Iwaya is a writer, blogger and photographer passionate about new media. Other creative endeavours include www.madandcrazy.blogspot.com& www.jmataachi.blogspot.com.
I reflect on Serubiri’s submission that Maurice belongs to the Dot.com era where ipads,Twiiter, Facebook and ipods rule! The question for many 21st centrury African Artist has always been how to be relevant. In so many ways, Maurice has answered that question.
He knows his audience and communicates with them audibly on these social medias of the 2ist century.
But the broader question can be: Isn’t there a paradox when you want to be relevant in the 21st Century to your audience and yet remain detached to a wider public who deem your music not really African because its consumed by Kids who grew up in front of T.V sets and watch films on Ipods etc?
Maurice, i appreciate your music. plus that other effort to document your work. thanx, u have utilized the dot. com era musically, and pliz teach others. thanx for making our five senses to feed on live music{fresh foods} thaaaaaaaaaaaaaanx dear, u have my prayers man.
Thank you, Serubiri!
I don’t think ‘straight’ poetry is one of Maurice Kirya’s strengths, although he is quite a good prose writer. If you take the time to read some of his facebook notes, you will realise he could as easily have become a writer.
I do not tackle Maurice in the broader musical atmosphere of kadongo kamu & hip hop simply because his stated goal has always been to move the industry in a new direction: a covert rejection of the status quo.

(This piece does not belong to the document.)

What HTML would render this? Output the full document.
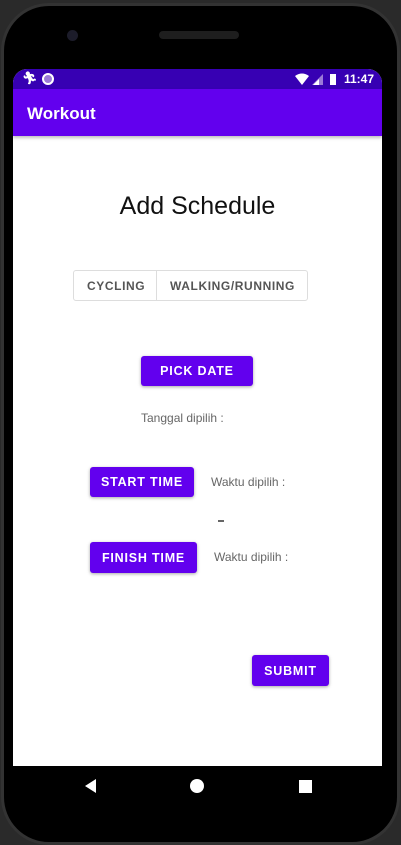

Your review puts Maurice in the world of advanced tech, iPods, iPads, Facebook, Twitter and YouTube, where he perfectly belongs, and where his audience is most frequent. I still struggle with connecting Kadongo Kamu with Hip Hop and Kirya’s R&B, but you avoid that struggle altogether and instead focus on Maurice’s preaching to himself, to the young (future) generation of music lovers in Uganda as well as to his fellow musicians (Don’t Wanna Fight). You also avoid, his poetry by brushing it off as a “joke”. I have to say this is an amazingly refreshing take on Maurice Kirya in 2013!